The sale was first reported by the Puget Sound Business Journal, which identified Life Time as the buyer and pegged the price at $32 million. Kroger had announced plans to close the Redmond store back in August 2025, and union UFCW 3000 later detailed how workers were affected in a press release. KIRO 7 covered the store's final days in mid-October 2025, as shoppers said goodbye to a longtime neighborhood anchor.

Commercial-listing documents and public records put the building at about 139,000 to 140,000 square feet on roughly 9.8 acres, with zoning listed as Urban Mixed Use. That label keeps a lot of doors open for how the site can be reused or redeveloped. The offering from Crexi highlights a wide-open floorplate, a former garden center and a sea of surface parking that once served the supermarket.

Life Time's Footprint And What It Means

The Puget Sound Business Journal reports that Life Time plans a full-service club at the site, which would mark the chain's second location in the Seattle area.
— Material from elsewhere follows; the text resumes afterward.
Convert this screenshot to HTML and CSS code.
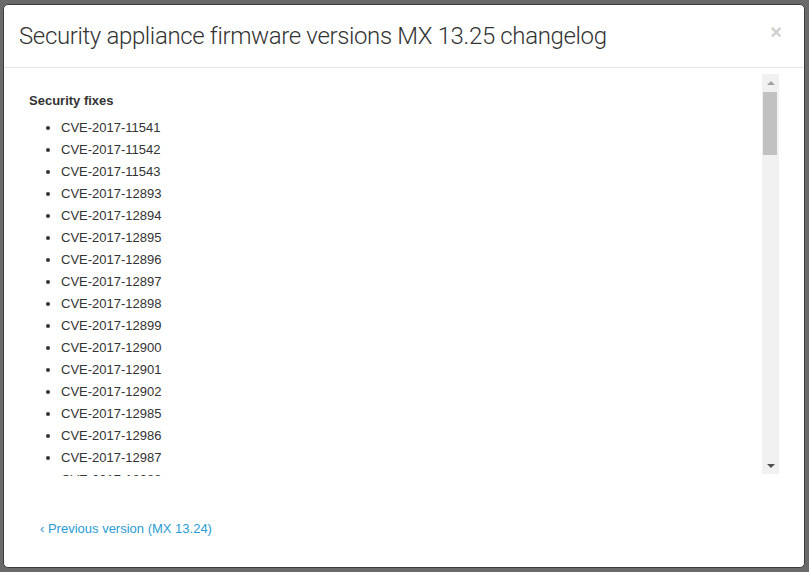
FILE: index.html
```html
<!DOCTYPE html>
<html>
<head>
<meta charset="utf-8">
<link rel="stylesheet" href="styles.css">
</head>
<body>
<div class="modal">
  <div class="modal-header">
    <h2 class="title">Security appliance firmware versions MX 13.25 changelog</h2>
    <span class="close">×</span>
  </div>
  <div class="modal-body">
    <div class="scroll-box">
      <div class="scroll-content">
        <h4 class="section">Security fixes</h4>
        <ul class="cve-list">
          <li>CVE-2017-11541</li>
          <li>CVE-2017-11542</li>
          <li>CVE-2017-11543</li>
          <li>CVE-2017-12893</li>
          <li>CVE-2017-12894</li>
          <li>CVE-2017-12895</li>
          <li>CVE-2017-12896</li>
          <li>CVE-2017-12897</li>
          <li>CVE-2017-12898</li>
          <li>CVE-2017-12899</li>
          <li>CVE-2017-12900</li>
          <li>CVE-2017-12901</li>
          <li>CVE-2017-12902</li>
          <li>CVE-2017-12985</li>
          <li>CVE-2017-12986</li>
          <li>CVE-2017-12987</li>
          <li>CVE-2017-12988</li>
        </ul>
      </div>
      <div class="scrollbar">
        <div class="sb-btn"><span class="arrow-up"></span></div>
        <div class="sb-track"><div class="sb-thumb"></div></div>
        <div class="sb-btn"><span class="arrow-down"></span></div>
      </div>
    </div>
  </div>
  <div class="modal-footer">
    <a class="prev-link" href="#">‹ Previous version (MX 13.24)</a>
  </div>
</div>
</body>
</html>
```
FILE: styles.css
```css
html, body {
  margin: 0;
  padding: 0;
  height: 100%;
}
body {
  background: #6a6a6a;
  font-family: "Liberation Sans", Arial, sans-serif;
  color: #333;
  overflow: hidden;
}
.modal {
  box-sizing: border-box;
  margin: 4px 4px 0 3px;
  height: 564px;
  background: #fff;
  border: 1px solid #3c3c3c;
  border-radius: 5px;
  display: flex;
  flex-direction: column;
}
.modal-header {
  position: relative;
  padding: 18px 15px 18px 15px;
  border-bottom: 1px solid #e5e5e5;
}
.title {
  margin: 0;
  font-family: Roboto, "Liberation Sans", sans-serif;
  font-weight: 300;
  font-size: 24px;
  letter-spacing: -0.36px;
  line-height: 26px;
  color: #333;
}
.close {
  position: absolute;
  right: 22px;
  top: 17px;
  font-size: 20px;
  font-weight: bold;
  line-height: 20px;
  color: #cfcfcf;
}
.modal-body {
  padding: 6px 25px 0 15px;
}
.scroll-box {
  display: flex;
  align-items: flex-start;
  height: 402px;
}
.scroll-content {
  flex: 1;
  height: 384px;
  overflow: hidden;
  padding: 18px 0 0 10px;
}
.section {
  margin: 0 0 7px;
  font-size: 13px;
  line-height: 18px;
  font-weight: bold;
  color: #333;
}
.cve-list {
  margin: 0;
  padding-left: 32px;
  list-style: disc;
  font-size: 13px;
  line-height: 22px;
}
.scrollbar {
  width: 17px;
  height: 400px;
  background: #f1f1f1;
  display: flex;
  flex-direction: column;
}
.sb-btn {
  height: 17px;
  display: flex;
  align-items: center;
  justify-content: center;
}
.arrow-up {
  width: 0;
  height: 0;
  border-left: 4px solid transparent;
  border-right: 4px solid transparent;
  border-bottom: 4px solid #a3a3a3;
}
.arrow-down {
  width: 0;
  height: 0;
  border-left: 4px solid transparent;
  border-right: 4px solid transparent;
  border-top: 4px solid #505050;
}
.sb-track {
  flex: 1;
  padding: 1px 2px 0 1px;
}
.sb-thumb {
  height: 63px;
  background: #c1c1c1;
}
.modal-footer {
  padding: 43px 0 0 36px;
}
.prev-link {
  font-size: 13px;
  line-height: 18px;
  color: #2a9bd5;
  text-decoration: none;
}
```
According to the company's club listing, Life Time already runs a sizable Bellevue facility at 11111 NE 8th St, so converting a former big-box supermarket into an athletic complex would fit neatly into the region's current trend of turning old retail into amenity-heavy destinations.

What Comes Next

There is no public timeline yet for when the new club might open, and the sale report did not include an estimated date. Before anyone starts counting laps, the project will need design work and permits. City planners, nearby residents and downtown businesses are likely to be watching closely as redevelopment applications and building permits start appearing in the months ahead.